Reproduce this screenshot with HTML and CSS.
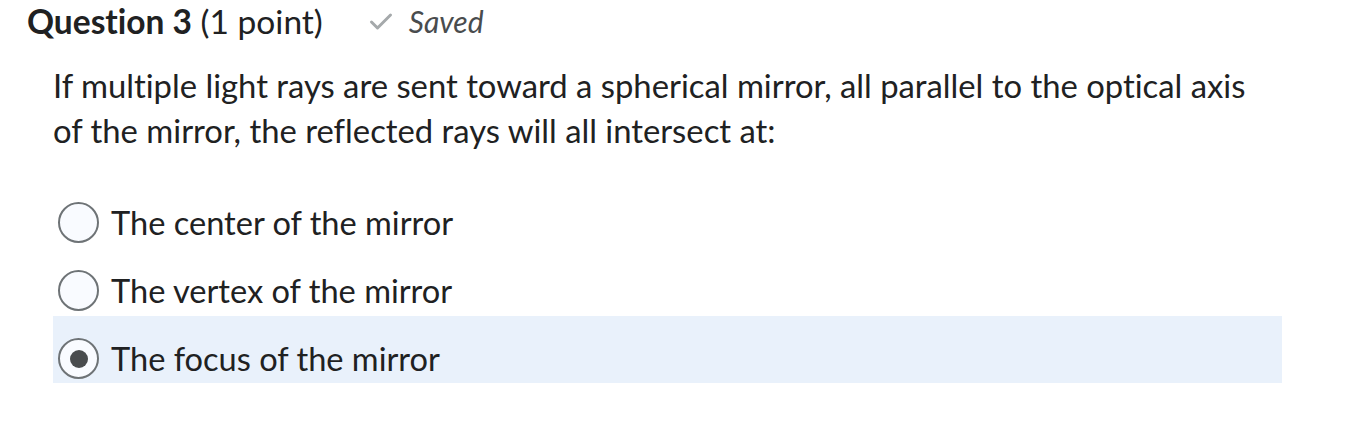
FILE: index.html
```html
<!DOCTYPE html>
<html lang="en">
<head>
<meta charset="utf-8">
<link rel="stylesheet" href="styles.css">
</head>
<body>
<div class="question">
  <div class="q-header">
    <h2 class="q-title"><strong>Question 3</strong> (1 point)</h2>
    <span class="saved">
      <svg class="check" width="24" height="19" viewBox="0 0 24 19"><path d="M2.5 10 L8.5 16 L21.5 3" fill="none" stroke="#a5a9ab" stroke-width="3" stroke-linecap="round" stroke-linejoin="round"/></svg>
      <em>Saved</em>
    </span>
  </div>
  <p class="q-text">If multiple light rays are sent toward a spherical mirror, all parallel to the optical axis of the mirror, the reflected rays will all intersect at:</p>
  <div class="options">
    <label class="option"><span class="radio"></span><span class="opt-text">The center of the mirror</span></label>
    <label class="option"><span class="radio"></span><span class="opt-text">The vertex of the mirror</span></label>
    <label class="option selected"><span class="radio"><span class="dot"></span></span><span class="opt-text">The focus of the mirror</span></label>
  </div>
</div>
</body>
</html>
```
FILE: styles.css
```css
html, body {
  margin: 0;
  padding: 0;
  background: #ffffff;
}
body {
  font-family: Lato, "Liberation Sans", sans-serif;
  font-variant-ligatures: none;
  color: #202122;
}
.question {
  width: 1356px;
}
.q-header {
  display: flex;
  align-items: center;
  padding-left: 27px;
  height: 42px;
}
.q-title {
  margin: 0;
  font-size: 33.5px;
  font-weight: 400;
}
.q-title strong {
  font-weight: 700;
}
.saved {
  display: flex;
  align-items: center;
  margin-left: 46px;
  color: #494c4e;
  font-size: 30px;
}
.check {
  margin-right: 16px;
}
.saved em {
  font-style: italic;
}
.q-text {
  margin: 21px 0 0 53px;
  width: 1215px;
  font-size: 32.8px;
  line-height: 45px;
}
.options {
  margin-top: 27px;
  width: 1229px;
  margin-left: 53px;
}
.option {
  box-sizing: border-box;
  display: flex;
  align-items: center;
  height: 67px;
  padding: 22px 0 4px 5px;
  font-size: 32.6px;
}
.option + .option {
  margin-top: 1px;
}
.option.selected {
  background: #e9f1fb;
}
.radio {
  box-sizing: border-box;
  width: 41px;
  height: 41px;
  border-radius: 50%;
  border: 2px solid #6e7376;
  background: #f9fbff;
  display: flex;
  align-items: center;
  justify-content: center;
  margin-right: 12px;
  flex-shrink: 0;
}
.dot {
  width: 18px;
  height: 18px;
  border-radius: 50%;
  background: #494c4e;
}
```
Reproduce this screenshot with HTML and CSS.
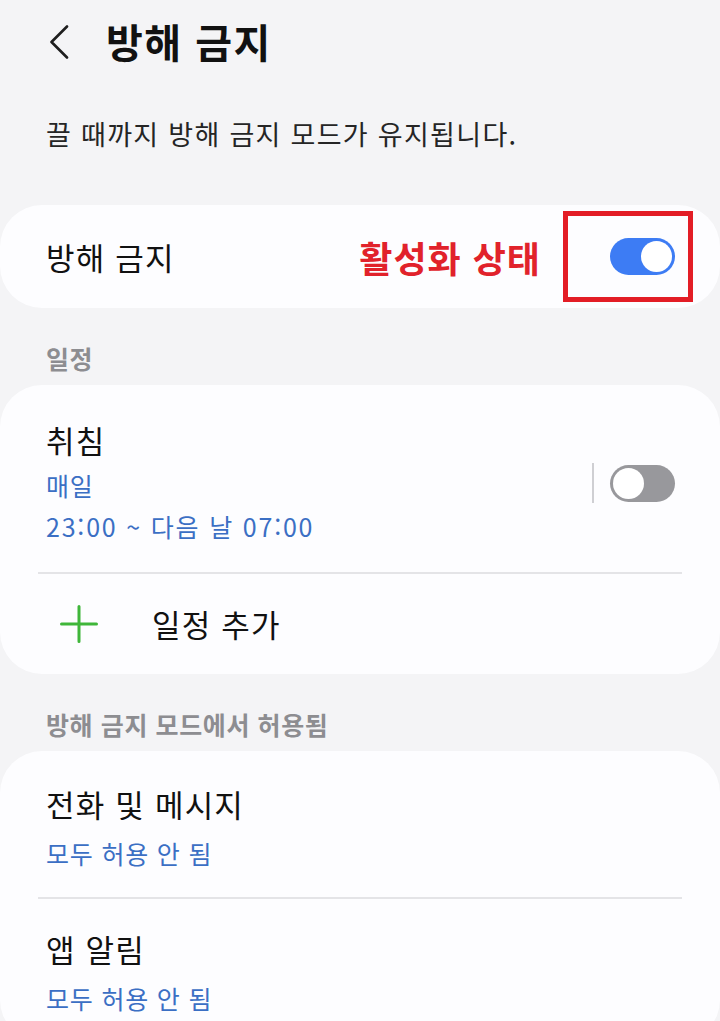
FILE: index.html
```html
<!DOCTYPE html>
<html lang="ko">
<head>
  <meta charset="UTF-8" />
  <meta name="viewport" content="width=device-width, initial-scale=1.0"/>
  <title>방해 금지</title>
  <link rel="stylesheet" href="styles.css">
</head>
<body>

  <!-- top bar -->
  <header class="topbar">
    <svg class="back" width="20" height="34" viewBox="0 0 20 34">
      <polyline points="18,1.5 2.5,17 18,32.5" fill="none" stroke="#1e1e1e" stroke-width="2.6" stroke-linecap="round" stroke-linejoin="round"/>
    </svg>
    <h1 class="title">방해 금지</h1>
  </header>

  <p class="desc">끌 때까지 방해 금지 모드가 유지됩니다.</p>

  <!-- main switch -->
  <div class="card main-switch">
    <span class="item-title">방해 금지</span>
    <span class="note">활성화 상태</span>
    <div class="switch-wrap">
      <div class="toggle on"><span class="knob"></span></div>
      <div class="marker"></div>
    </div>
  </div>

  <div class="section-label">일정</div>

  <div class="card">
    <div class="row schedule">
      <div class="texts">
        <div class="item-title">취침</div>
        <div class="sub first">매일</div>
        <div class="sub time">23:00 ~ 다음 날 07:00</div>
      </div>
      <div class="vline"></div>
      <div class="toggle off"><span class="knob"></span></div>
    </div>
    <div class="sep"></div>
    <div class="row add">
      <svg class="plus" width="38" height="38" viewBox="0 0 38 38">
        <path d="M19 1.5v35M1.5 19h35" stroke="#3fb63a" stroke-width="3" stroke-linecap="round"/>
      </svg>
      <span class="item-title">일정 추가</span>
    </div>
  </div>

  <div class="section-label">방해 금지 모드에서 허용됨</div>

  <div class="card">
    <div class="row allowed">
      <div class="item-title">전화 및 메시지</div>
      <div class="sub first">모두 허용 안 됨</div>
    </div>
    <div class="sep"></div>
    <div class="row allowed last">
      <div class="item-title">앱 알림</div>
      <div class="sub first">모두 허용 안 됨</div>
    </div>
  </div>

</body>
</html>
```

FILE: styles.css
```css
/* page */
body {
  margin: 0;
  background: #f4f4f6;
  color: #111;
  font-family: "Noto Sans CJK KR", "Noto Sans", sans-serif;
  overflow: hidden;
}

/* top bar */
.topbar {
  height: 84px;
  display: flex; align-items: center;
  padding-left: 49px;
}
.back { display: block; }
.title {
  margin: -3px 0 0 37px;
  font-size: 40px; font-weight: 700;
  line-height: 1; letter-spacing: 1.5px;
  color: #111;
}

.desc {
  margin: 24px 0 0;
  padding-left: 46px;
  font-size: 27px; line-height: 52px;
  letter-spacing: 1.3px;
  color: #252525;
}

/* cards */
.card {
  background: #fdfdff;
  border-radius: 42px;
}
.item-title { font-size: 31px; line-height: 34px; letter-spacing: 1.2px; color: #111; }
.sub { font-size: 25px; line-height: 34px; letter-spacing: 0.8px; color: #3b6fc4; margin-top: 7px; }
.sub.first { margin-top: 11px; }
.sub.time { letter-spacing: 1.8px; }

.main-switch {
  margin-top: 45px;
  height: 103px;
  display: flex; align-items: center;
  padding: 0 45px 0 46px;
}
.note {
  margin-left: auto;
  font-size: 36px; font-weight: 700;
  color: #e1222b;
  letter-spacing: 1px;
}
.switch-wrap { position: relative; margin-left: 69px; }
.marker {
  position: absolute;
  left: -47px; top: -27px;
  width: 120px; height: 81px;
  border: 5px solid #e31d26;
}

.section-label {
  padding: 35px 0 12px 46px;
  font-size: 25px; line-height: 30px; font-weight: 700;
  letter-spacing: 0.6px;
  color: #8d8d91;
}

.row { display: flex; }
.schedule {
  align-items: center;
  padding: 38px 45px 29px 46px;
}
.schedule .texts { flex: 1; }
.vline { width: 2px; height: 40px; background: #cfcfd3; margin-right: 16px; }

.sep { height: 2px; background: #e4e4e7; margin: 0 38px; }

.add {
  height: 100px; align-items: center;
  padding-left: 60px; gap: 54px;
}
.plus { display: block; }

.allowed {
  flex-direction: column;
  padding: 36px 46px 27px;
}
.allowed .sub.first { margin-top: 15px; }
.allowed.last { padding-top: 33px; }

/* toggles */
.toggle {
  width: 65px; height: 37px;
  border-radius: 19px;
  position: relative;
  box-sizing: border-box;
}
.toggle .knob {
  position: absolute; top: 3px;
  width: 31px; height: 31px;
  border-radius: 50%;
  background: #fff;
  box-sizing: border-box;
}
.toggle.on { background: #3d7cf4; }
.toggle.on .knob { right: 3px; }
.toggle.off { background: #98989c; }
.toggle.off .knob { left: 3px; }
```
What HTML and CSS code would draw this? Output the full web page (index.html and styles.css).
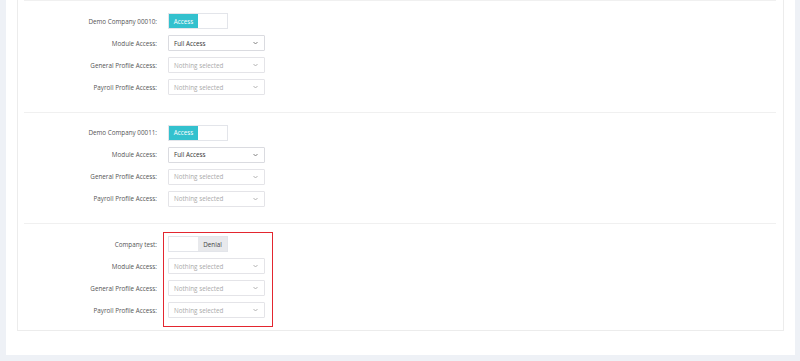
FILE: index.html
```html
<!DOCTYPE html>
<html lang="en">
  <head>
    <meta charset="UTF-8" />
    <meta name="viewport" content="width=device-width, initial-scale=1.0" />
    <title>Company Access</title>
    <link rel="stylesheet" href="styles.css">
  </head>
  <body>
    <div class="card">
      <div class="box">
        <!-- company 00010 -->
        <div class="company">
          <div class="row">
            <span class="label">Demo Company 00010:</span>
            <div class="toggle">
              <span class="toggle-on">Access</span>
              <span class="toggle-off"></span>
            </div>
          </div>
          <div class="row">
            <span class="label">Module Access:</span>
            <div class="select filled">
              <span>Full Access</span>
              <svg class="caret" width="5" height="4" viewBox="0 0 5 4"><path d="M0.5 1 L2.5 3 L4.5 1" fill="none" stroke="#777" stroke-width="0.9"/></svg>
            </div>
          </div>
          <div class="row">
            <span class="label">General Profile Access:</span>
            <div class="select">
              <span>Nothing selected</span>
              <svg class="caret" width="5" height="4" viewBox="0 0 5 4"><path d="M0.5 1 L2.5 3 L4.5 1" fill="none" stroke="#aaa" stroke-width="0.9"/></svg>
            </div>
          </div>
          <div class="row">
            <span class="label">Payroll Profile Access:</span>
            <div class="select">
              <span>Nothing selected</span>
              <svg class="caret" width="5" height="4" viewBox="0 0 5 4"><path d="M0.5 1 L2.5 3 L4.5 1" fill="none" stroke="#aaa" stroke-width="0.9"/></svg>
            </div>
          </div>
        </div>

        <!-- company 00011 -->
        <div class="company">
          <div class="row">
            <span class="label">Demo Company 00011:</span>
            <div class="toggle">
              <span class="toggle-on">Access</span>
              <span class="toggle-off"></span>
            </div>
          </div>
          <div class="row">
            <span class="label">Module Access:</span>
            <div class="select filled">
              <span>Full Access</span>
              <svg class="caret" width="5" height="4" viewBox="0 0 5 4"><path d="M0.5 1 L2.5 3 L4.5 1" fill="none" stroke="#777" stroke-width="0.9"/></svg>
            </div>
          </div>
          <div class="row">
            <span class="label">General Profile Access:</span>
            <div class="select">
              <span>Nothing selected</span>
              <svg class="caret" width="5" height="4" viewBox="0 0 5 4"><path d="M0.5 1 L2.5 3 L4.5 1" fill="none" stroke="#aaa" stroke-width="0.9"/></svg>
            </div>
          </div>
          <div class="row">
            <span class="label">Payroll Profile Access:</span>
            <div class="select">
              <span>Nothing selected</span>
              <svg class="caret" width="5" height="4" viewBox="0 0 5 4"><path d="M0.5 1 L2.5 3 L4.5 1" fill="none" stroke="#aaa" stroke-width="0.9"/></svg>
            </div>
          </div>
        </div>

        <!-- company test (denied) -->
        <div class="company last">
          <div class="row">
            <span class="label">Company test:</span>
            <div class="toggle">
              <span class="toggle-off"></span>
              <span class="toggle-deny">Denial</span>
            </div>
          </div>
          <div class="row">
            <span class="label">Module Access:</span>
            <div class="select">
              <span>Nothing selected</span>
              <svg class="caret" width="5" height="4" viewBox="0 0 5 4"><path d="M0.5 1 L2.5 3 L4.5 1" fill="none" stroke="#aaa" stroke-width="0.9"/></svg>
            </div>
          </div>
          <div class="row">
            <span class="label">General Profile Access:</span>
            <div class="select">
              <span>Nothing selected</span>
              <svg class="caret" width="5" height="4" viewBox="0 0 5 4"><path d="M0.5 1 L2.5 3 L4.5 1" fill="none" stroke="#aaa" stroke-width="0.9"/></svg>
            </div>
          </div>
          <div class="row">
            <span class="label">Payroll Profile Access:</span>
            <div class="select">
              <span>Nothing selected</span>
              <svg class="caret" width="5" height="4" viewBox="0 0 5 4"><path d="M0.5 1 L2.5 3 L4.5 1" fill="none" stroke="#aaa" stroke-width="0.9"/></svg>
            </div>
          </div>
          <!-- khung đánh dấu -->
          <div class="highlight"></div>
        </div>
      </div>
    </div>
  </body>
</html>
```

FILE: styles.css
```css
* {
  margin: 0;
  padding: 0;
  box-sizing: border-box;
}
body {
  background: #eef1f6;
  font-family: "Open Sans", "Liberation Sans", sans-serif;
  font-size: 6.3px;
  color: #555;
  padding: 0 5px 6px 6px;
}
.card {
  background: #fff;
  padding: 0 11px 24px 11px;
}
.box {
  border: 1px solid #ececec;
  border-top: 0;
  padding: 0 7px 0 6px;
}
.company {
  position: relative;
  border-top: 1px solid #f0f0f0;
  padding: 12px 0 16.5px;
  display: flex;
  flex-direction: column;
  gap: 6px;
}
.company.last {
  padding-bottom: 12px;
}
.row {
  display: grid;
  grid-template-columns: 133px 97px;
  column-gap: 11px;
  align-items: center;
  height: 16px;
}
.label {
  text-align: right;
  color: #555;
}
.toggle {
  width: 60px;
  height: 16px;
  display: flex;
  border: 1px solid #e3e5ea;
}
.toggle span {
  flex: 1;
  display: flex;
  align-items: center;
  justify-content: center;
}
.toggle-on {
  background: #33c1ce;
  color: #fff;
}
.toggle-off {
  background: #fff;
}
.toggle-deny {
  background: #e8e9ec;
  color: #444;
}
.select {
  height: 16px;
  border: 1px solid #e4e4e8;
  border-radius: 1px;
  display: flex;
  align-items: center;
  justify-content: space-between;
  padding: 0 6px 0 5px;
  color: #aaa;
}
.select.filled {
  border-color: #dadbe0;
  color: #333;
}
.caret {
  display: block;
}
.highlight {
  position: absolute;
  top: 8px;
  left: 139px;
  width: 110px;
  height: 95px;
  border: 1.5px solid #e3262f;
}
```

════════

Where does the word "styles" appear in the listing? List each line that holds it.

## Right answer:
<link rel="stylesheet" href="styles.css">
FILE: styles.css
  <link rel="stylesheet" href="styles.css">
FILE: styles.css
What HTML and CSS code would draw this? Output the full web page (index.html and styles.css).
    <link rel="stylesheet" href="styles.css">
FILE: styles.css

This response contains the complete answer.